Yay! I didn't die. Irene and I are both fretters. We anticipate all sorts of hell befalling us and, when our fears fail to materialize, express joy. Any outcome that improves on "multiple fatality" is a victory.
Take today, for example. We were slated for 22km of travel including 5+ km of portages.
Of the 2945m portage from David to Great Mountain, the Friends Guide says "This portage trail is considered one of the park's most difficult, with many twists and turns over hilly terrain."
So we thought a day of abject misery awaited us (and I suppose that we would be rewarded for it in heaven). It was, indeed, a longish day. It was not abject misery. No one died. We still have all our limbs. So we were thrilled.
We woke early - around 6:30 - and after oatmeal with Silver Peak blueberries, set out for the northwest corner of David around 8:20am. We reached the portage into Great Mountain around 9am. We planned to take it at one go, but rest somewhere. I figured it would take us an hour. We were actually done in 50 minutes. So effectively we portage at about the same speed we paddle: 4km/h.
(Postscript: actually that's wrong. I was looking at our paddling speed in knots on my GPS. In fact we paddled at around 6km/h on flat water.)
From Great Mountain we did the 470m into Fish Lake. If you're camping on Great Mountain Lake (and it is a beautiful lake, despite the lodge) skip the north east end's site. Boggy boggy boggy.
Irene found a Finnish-made fishing knife on the trail from Great Mountain to Fish. The plan is to drop it off at the George Lake lost and found.
Erik, if you're reading this, your knife is at George Lake. Be careful with that thing. It's sharp.
On Fish Lake, we had a slight change of plans. Instead of heading north into Little Otter, Goose and Van/Rocky lakes, we'd take the portage at the west end of Fish into this unnamed creek and get to Van Winkle via Howry.
It seemed a similar distance, and about the same total distance portaging, but they were fewer portages. And the route promised better scenery. Having never seen the other route, I cannot say definitively, but I think it was a right choice.

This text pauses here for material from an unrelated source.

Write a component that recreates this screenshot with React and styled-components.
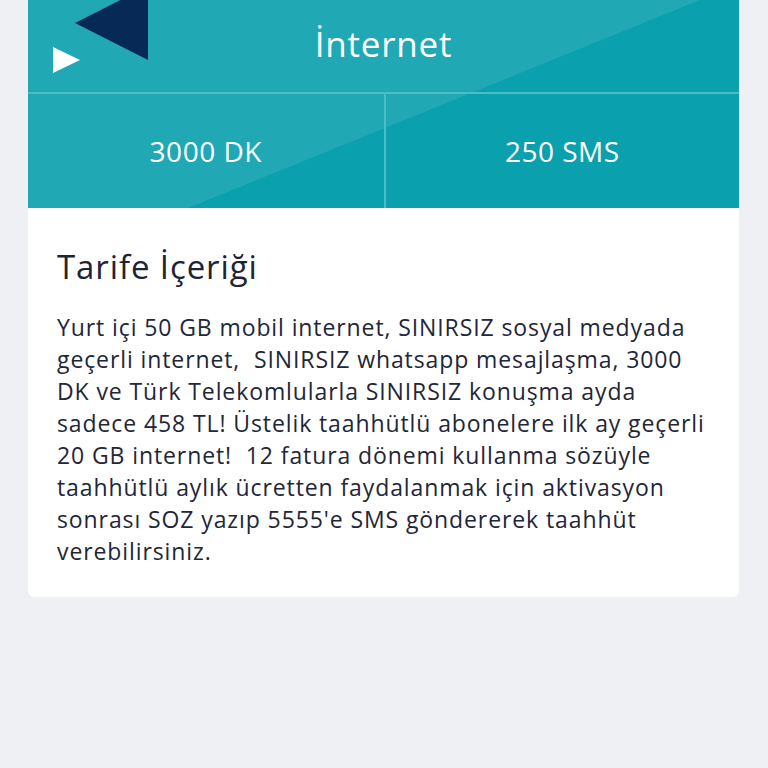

A short 130m portage took us into about a 1km long, winding creek with three liftovers, which flowed into Gem Lake. The lake got its name, no doubt, because it's a tiny gem of a lake. Steep quartzite hills descend sharply into the blue-green water. On the shore opposite, pink and orange granite finger-shaped rocks reach gently into the water. There are no sites on Gem, but it's a nice place to visit.

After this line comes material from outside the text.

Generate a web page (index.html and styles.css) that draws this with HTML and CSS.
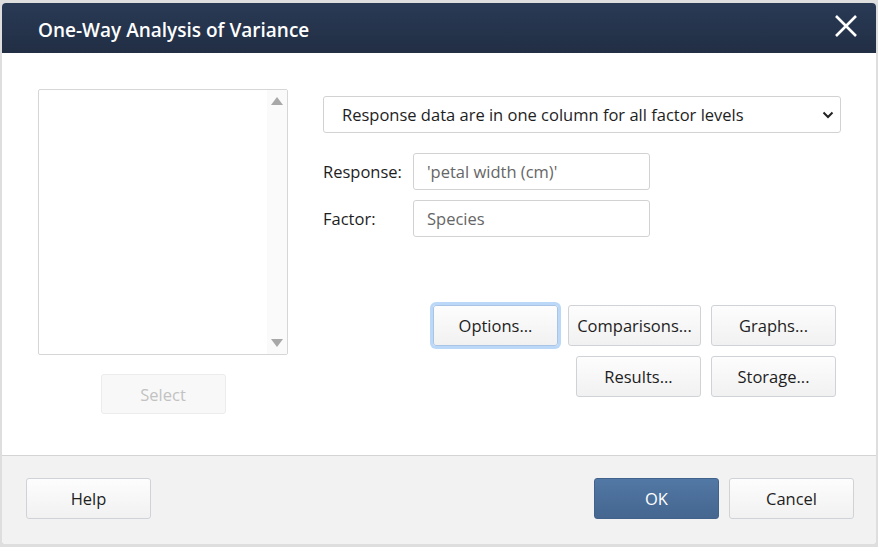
FILE: index.html
```html
<!DOCTYPE html>
<html>
<head>
<meta charset="utf-8">
<link rel="stylesheet" href="styles.css">
</head>
<body>
<div class="dialog">
  <div class="header">
    <div class="title">One-Way Analysis of Variance</div>
    <svg class="close" width="24" height="24" viewBox="0 0 24 24"><path d="M2 2 L22 22 M22 2 L2 22" stroke="#fff" stroke-width="2.6" fill="none"/></svg>
  </div>
  <div class="content">
    <div class="left">
      <div class="listbox">
        <div class="scroll">
          <svg width="14" height="10" viewBox="0 0 14 10"><path d="M7 1 L13 9 L1 9 Z" fill="#a8a8a8"/></svg>
          <svg width="14" height="10" viewBox="0 0 14 10"><path d="M1 1 L13 1 L7 9 Z" fill="#a8a8a8"/></svg>
        </div>
      </div>
      <div class="btn disabled select">Select</div>
    </div>
    <div class="right">
      <div class="dropdown">
        <span>Response data are in one column for all factor levels</span>
        <svg width="12" height="8" viewBox="0 0 12 8"><path d="M1.5 1.5 L6 6 L10.5 1.5" stroke="#222" stroke-width="2" fill="none"/></svg>
      </div>
      <div class="field">
        <label>Response:</label>
        <div class="input">'petal width (cm)'</div>
      </div>
      <div class="field">
        <label>Factor:</label>
        <div class="input">Species</div>
      </div>
      <div class="btnrows">
        <div class="btnrow">
          <div class="btn focused">Options...</div>
          <div class="btn wide">Comparisons...</div>
          <div class="btn">Graphs...</div>
        </div>
        <div class="btnrow">
          <div class="btn">Results...</div>
          <div class="btn">Storage...</div>
        </div>
      </div>
    </div>
  </div>
  <div class="footer">
    <div class="btn">Help</div>
    <div class="spacer"></div>
    <div class="btn primary">OK</div>
    <div class="btn">Cancel</div>
  </div>
</div>
</body>
</html>
```
FILE: styles.css
```css
html, body { margin: 0; padding: 0; }
body {
  background: #dedede;
  width: 878px;
  height: 547px;
  overflow: hidden;
  font-family: "Open Sans", "Noto Sans", sans-serif;
  color: #1e1e1e;
}
.dialog {
  margin: 3px 2px 0 2px;
  width: 874px;
  height: 541px;
  border-radius: 4px;
  overflow: hidden;
  display: flex;
  flex-direction: column;
  background: #fff;
}
.header {
  height: 50px;
  flex: none;
  box-sizing: border-box;
  background: linear-gradient(#2a3a55, #212e44);
  display: flex;
  align-items: center;
  padding: 3px 18px 0 36px;
}
.title {
  color: #fff;
  font-size: 19px;
  font-weight: 600;
  flex: 1;
}
.close { margin-top: -8px; }
.content {
  flex: 1;
  display: flex;
  gap: 35px;
  padding: 36px 35px 0 36px;
}
.left { width: 250px; display: flex; flex-direction: column; align-items: center; }
.listbox {
  width: 250px;
  height: 266px;
  box-sizing: border-box;
  border: 1px solid #d6d6d6;
  border-radius: 2px;
  display: flex;
  justify-content: flex-end;
}
.scroll {
  width: 20px;
  background: #fafafa;
  display: flex;
  flex-direction: column;
  justify-content: space-between;
  align-items: center;
  padding: 6px 0 6px;
}
.btn {
  box-sizing: border-box;
  width: 125px;
  height: 41px;
  border: 1px solid #cfd3d8;
  border-radius: 3px;
  background: linear-gradient(#fdfdfd, #f1f1f1);
  display: flex;
  align-items: center;
  justify-content: center;
  font-size: 16.5px;
  color: #1e1e1e;
}
.select {
  margin-top: 19px;
  height: 40px;
  background: #f8f8f8;
  border-color: #ececec;
  color: #c2c2c2;
}
.right { flex: 1; padding-top: 7px; display: flex; flex-direction: column; }
.dropdown {
  height: 37px;
  box-sizing: border-box;
  border: 1px solid #d2d2d2;
  border-radius: 3px;
  display: flex;
  align-items: center;
  padding: 0 6px 0 18px;
  font-size: 16.5px;
  margin-bottom: 20px;
}
.dropdown span { flex: 1; }
.field { display: flex; align-items: center; margin-bottom: 10px; }
.field label { width: 90px; font-size: 16.5px; }
.input {
  width: 237px;
  height: 37px;
  box-sizing: border-box;
  border: 1px solid #d2d2d2;
  border-radius: 3px;
  display: flex;
  align-items: center;
  padding-left: 13px;
  color: #666;
  font-size: 16.5px;
}
.btnrows {
  margin-top: 58px;
  margin-right: 5px;
  display: flex;
  flex-direction: column;
  gap: 10px;
  align-items: flex-end;
}
.btnrow { display: flex; gap: 10px; }
.btnrow .btn { height: 41px; }
.btnrow .btn.wide { width: 133px; }
.btn.focused {
  box-shadow: 0 0 0 3px #bcd8f8;
  border-color: #a9c4e4;
}
.footer {
  height: 89px;
  flex: none;
  box-sizing: border-box;
  border-top: 1px solid #d4d4d4;
  background: #f2f2f2;
  display: flex;
  align-items: flex-start;
  padding: 22px 22px 0 24px;
  gap: 10px;
}
.spacer { flex: 1; }
.primary {
  background: linear-gradient(#5278a5, #44668f);
  border-color: #41628b;
  color: #fff;
}
```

A few minutes' paddling found the 155m portage into Howry Lake. Howry is quite a dramatic lake. Tall cliffs of the Lacloche Range curtain the south shore, rising 380m above the water's edge. The north shore has low, rocky hills with patchy grass and scrub and pink granite outcroppings. The portage to Cat Lake is near a resting campsite situated on one of the lake's two islands.

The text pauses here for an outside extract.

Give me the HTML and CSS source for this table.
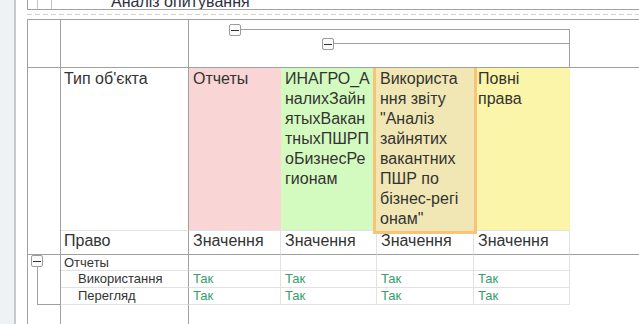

We did the 700m into Cat Lake in good time, but it was entirely uphill and very exposed to the sun. It had been another manic weather day in Killarney Park. When we set out from David this morning, the clouds hung so low Silver Peak was obscured. Rain seemed immminent. Half way through the jaunt to Great Mountain Lake, the sun came out. All day, an erratic but powerful wind blew clouds across the sun at random intervals.
We paddled across Cat Lake, propelled by the wind. There's lots of evidence of fishing lodge denizen on these lakes. We did another sunbaked 510m into Van Winkle. We arrived at our campsite (the first island) just before 2pm.
Wear pants on these two portages. There's lots of prickly undergrowth encroaching on the trail.
We saw another party heading away from us further down the lake, so we reckoned they'd grab the second island. And the site just by the portage didn't look great. So we took this one.
The only drawback is there is no shitbox. And the site has clearly been used recently, though there's no sign of previous freelance shitholes, so it could well be a fecal minefield.
No matter. We weren't interested interested in doing any more moving.
We chucked the bags on shore, hauled the canoe out and jumped in the lake. What a relief.
We set up camp and - get this - did laundry. Oh my, aren't we industrious. Now, our water vessels full of filtered water, we relax, noting that tomorrow also has a lot of portaging. And big ones. Ulp.
Irene: What do you want to do now?
Chris: Well, at a certain point we should put up the tarp.
Irene: (squinting in blazing sunlight) You sure about that?
Chris: Well, I know it sounds superstitious, because it is, but I'm really afraid that if we don't put it up, it'll rain.
Irene: Does the employee assistance plan at work cover that sort of thing?